Job ▸ Write out the data again exactly, skipping every picture.
-- BEGIN --
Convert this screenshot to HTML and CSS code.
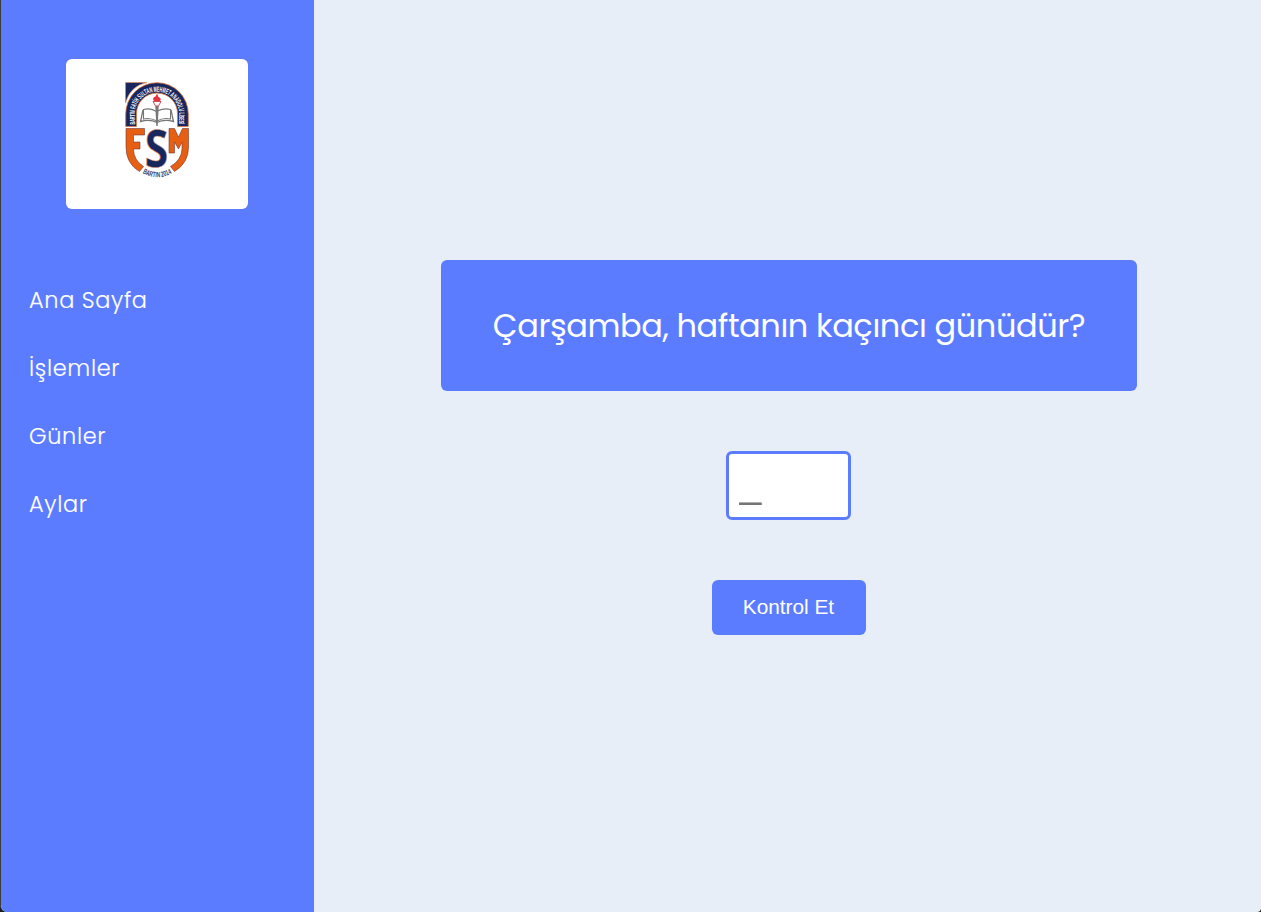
FILE: index.html
```html
<!DOCTYPE html>
<html lang="tr">
<head>
<meta charset="utf-8">
<title>Günler</title>
<link rel="stylesheet" href="styles.css">
</head>
<body>
<div class="window">
  <aside class="sidebar">
    <div class="logo-card">
      <svg class="logo" viewBox="110 70 94 120" aria-label="Bartın Fatih Sultan Mehmet Anadolu Lisesi">
        <defs>
          <path id="arch" d="M134.800 124.500V114A22.200 22.200 0 0 1 179.200 114V124.500"/>
          <path id="base" d="M141.500 172.500Q157 182 173 172.500"/>
        </defs>
        <path d="M125.500 82.500H147Q130 86 125.500 103Z" fill="#17265c" stroke="#e9894f" stroke-width=".6"/>
        <path d="M125.700 126.500V114A31.300 31.300 0 0 1 188.300 114V126.500H177.500V113.500A20.500 20.500 0 0 0 136.500 113.500V126.500Z" fill="#17265c" stroke="#e17a3f" stroke-width=".8"/>
        <text class="arch-text" textLength="90" lengthAdjust="spacingAndGlyphs"><textPath href="#arch" textLength="90" lengthAdjust="spacingAndGlyphs">BARTIN FATİH SULTAN MEHMET ANADOLU LİSESİ</textPath></text>
        <path d="M143.500 109.500Q151 107.500 156.500 111.500Q163 107.500 170.500 109.500V119Q163 117.500 157 121Q150 117.500 143.500 119Z" fill="#fff" stroke="#777" stroke-width="1.100"/>
        <path d="M143 110L140.500 121.500Q150 119 157 122.500Q164 119 173.500 121.500L171 110" fill="none" stroke="#777" stroke-width="1.300"/>
        <path d="M155.300 106H158.700L157.700 126H156.300Z" fill="#777"/>
        <path d="M153 101.500H161L158.500 106H155.500Z" fill="#fff" stroke="#c93d4c" stroke-width=".9"/>
        <path d="M154 101Q151.500 98 155.500 96.500L157 93.500L158.500 97Q162 98.500 160 101Z" fill="#e2343f"/>
        <g fill="#e65f12" stroke="#713b3a" stroke-width=".6">
          <path d="M126 128.500H144.500V135H133.500V142H140V149H133.500Q133.500 160 143.500 166.500L139.500 171.500Q126 163.500 126 147Z"/>
          <path d="M169 128.500H174.500L178.500 137L182.500 128.500H188.500V147Q188.500 163 174.500 171.500L170.500 166.500Q181.500 160 182 149V142L178.500 149L174.500 142V153H169Z"/>
        </g>
        <text class="logo-s" transform="translate(144.700 167.200) scale(.82 1)">S</text>
        <text class="base-text" textLength="31" lengthAdjust="spacingAndGlyphs"><textPath href="#base" startOffset="1" textLength="31" lengthAdjust="spacingAndGlyphs">BARTIN 2014</textPath></text>
      </svg>
    </div>
    <nav class="menu">
      <a class="link link-home">Ana Sayfa</a>
      <a class="link link-ops">İşlemler</a>
      <a class="link link-days">Günler</a>
      <a class="link link-months">Aylar</a>
    </nav>
  </aside>
  <main class="content">
    <h1 class="question">Çarşamba, haftanın kaçıncı günüdür?</h1>
    <input class="answer" type="text" placeholder="_">
    <button class="check">Kontrol Et</button>
  </main>
</div>
</body>
</html>
```
FILE: styles.css
```css
* { box-sizing: border-box; }
body { margin: 0; background: #1c1c1e; }
.window {
  display: flex;
  height: 912px;
  overflow: hidden;
  background: #e7eef8;
  border-left: 1px solid #3c3c3c;
  border-radius: 0 0 4px 7px;
  font-family: Poppins, Inter, sans-serif;
}
.sidebar {
  width: 313px;
  padding-top: 59px;
  background: #5c7cff;
  display: flex;
  flex-direction: column;
}
.logo-card {
  width: 182px;
  height: 150px;
  margin-left: 65px;
  padding-top: 11px;
  background: #fff;
  border-radius: 6px;
  display: flex;
  justify-content: center;
}
.logo { width: 94px; height: 120px; }
.arch-text { font: bold 7.6px "Liberation Sans", sans-serif; fill: #fff; }
.base-text { font: bold 7.6px "Liberation Sans", sans-serif; fill: #36446f; }
.logo-s { font: 700 52px "Open Sans", sans-serif; fill: #17265c; stroke: #d68b68; stroke-width: .6px; }
.menu {
  display: flex;
  flex-direction: column;
  gap: 34px;
  margin-top: 74px;
  padding-left: 28px;
}
.link {
  height: 34px;
  line-height: 34px;
  font-size: 22.4px;
  font-weight: 300;
  letter-spacing: .68px;
  color: #fff;
  -webkit-text-stroke: .15px #fff;
}
.content {
  flex: 1;
  display: flex;
  flex-direction: column;
  align-items: center;
  gap: 60px;
  padding: 260px 0 0 3px;
}
.question {
  width: 696px;
  height: 131px;
  margin: 0;
  background: #5c7cff;
  border-radius: 6px;
  color: #fff;
  font-size: 32px;
  font-weight: 400;
  line-height: 131px;
  letter-spacing: -.41px;
  text-align: center;
  white-space: nowrap;
}
.answer {
  width: 125px;
  height: 69px;
  margin-right: 1px;
  padding: 6px 10px 10px;
  border: 3px solid #5c7cff;
  border-radius: 6px;
  background: #fff;
  font: 40px "Liberation Sans", Arial, sans-serif;
}
.check {
  width: 154px;
  height: 55px;
  padding: 0 1px 2px 0;
  border: 0;
  border-radius: 6px;
  background: #5c7cff;
  color: #fff;
  font: 20.8px "Liberation Sans", Arial, sans-serif;
}
```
-- END --
Exercise answer ▸
Convert this screenshot to HTML and CSS code.
FILE: index.html
```html
<!DOCTYPE html>
<html lang="tr">
<head>
<meta charset="utf-8">
<title>Günler</title>
<link rel="stylesheet" href="styles.css">
</head>
<body>
<div class="window">
  <aside class="sidebar">
    <div class="logo-card">
      <svg class="logo" viewBox="110 70 94 120" aria-label="Bartın Fatih Sultan Mehmet Anadolu Lisesi">
        <defs>
          <path id="arch" d="M134.800 124.500V114A22.200 22.200 0 0 1 179.200 114V124.500"/>
          <path id="base" d="M141.500 172.500Q157 182 173 172.500"/>
        </defs>
        <path d="M125.500 82.500H147Q130 86 125.500 103Z" fill="#17265c" stroke="#e9894f" stroke-width=".6"/>
        <path d="M125.700 126.500V114A31.300 31.300 0 0 1 188.300 114V126.500H177.500V113.500A20.500 20.500 0 0 0 136.500 113.500V126.500Z" fill="#17265c" stroke="#e17a3f" stroke-width=".8"/>
        <text class="arch-text" textLength="90" lengthAdjust="spacingAndGlyphs"><textPath href="#arch" textLength="90" lengthAdjust="spacingAndGlyphs">BARTIN FATİH SULTAN MEHMET ANADOLU LİSESİ</textPath></text>
        <path d="M143.500 109.500Q151 107.500 156.500 111.500Q163 107.500 170.500 109.500V119Q163 117.500 157 121Q150 117.500 143.500 119Z" fill="#fff" stroke="#777" stroke-width="1.100"/>
        <path d="M143 110L140.500 121.500Q150 119 157 122.500Q164 119 173.500 121.500L171 110" fill="none" stroke="#777" stroke-width="1.300"/>
        <path d="M155.300 106H158.700L157.700 126H156.300Z" fill="#777"/>
        <path d="M153 101.500H161L158.500 106H155.500Z" fill="#fff" stroke="#c93d4c" stroke-width=".9"/>
        <path d="M154 101Q151.500 98 155.500 96.500L157 93.500L158.500 97Q162 98.500 160 101Z" fill="#e2343f"/>
        <g fill="#e65f12" stroke="#713b3a" stroke-width=".6">
          <path d="M126 128.500H144.500V135H133.500V142H140V149H133.500Q133.500 160 143.500 166.500L139.500 171.500Q126 163.500 126 147Z"/>
          <path d="M169 128.500H174.500L178.500 137L182.500 128.500H188.500V147Q188.500 163 174.500 171.500L170.500 166.500Q181.500 160 182 149V142L178.500 149L174.500 142V153H169Z"/>
        </g>
        <text class="logo-s" transform="translate(144.700 167.200) scale(.82 1)">S</text>
        <text class="base-text" textLength="31" lengthAdjust="spacingAndGlyphs"><textPath href="#base" startOffset="1" textLength="31" lengthAdjust="spacingAndGlyphs">BARTIN 2014</textPath></text>
      </svg>
    </div>
    <nav class="menu">
      <a class="link link-home">Ana Sayfa</a>
      <a class="link link-ops">İşlemler</a>
      <a class="link link-days">Günler</a>
      <a class="link link-months">Aylar</a>
    </nav>
  </aside>
  <main class="content">
    <h1 class="question">Çarşamba, haftanın kaçıncı günüdür?</h1>
    <input class="answer" type="text" placeholder="_">
    <button class="check">Kontrol Et</button>
  </main>
</div>
</body>
</html>
```
FILE: styles.css
```css
* { box-sizing: border-box; }
body { margin: 0; background: #1c1c1e; }
.window {
  display: flex;
  height: 912px;
  overflow: hidden;
  background: #e7eef8;
  border-left: 1px solid #3c3c3c;
  border-radius: 0 0 4px 7px;
  font-family: Poppins, Inter, sans-serif;
}
.sidebar {
  width: 313px;
  padding-top: 59px;
  background: #5c7cff;
  display: flex;
  flex-direction: column;
}
.logo-card {
  width: 182px;
  height: 150px;
  margin-left: 65px;
  padding-top: 11px;
  background: #fff;
  border-radius: 6px;
  display: flex;
  justify-content: center;
}
.logo { width: 94px; height: 120px; }
.arch-text { font: bold 7.6px "Liberation Sans", sans-serif; fill: #fff; }
.base-text { font: bold 7.6px "Liberation Sans", sans-serif; fill: #36446f; }
.logo-s { font: 700 52px "Open Sans", sans-serif; fill: #17265c; stroke: #d68b68; stroke-width: .6px; }
.menu {
  display: flex;
  flex-direction: column;
  gap: 34px;
  margin-top: 74px;
  padding-left: 28px;
}
.link {
  height: 34px;
  line-height: 34px;
  font-size: 22.4px;
  font-weight: 300;
  letter-spacing: .68px;
  color: #fff;
  -webkit-text-stroke: .15px #fff;
}
.content {
  flex: 1;
  display: flex;
  flex-direction: column;
  align-items: center;
  gap: 60px;
  padding: 260px 0 0 3px;
}
.question {
  width: 696px;
  height: 131px;
  margin: 0;
  background: #5c7cff;
  border-radius: 6px;
  color: #fff;
  font-size: 32px;
  font-weight: 400;
  line-height: 131px;
  letter-spacing: -.41px;
  text-align: center;
  white-space: nowrap;
}
.answer {
  width: 125px;
  height: 69px;
  margin-right: 1px;
  padding: 6px 10px 10px;
  border: 3px solid #5c7cff;
  border-radius: 6px;
  background: #fff;
  font: 40px "Liberation Sans", Arial, sans-serif;
}
.check {
  width: 154px;
  height: 55px;
  padding: 0 1px 2px 0;
  border: 0;
  border-radius: 6px;
  background: #5c7cff;
  color: #fff;
  font: 20.8px "Liberation Sans", Arial, sans-serif;
}
```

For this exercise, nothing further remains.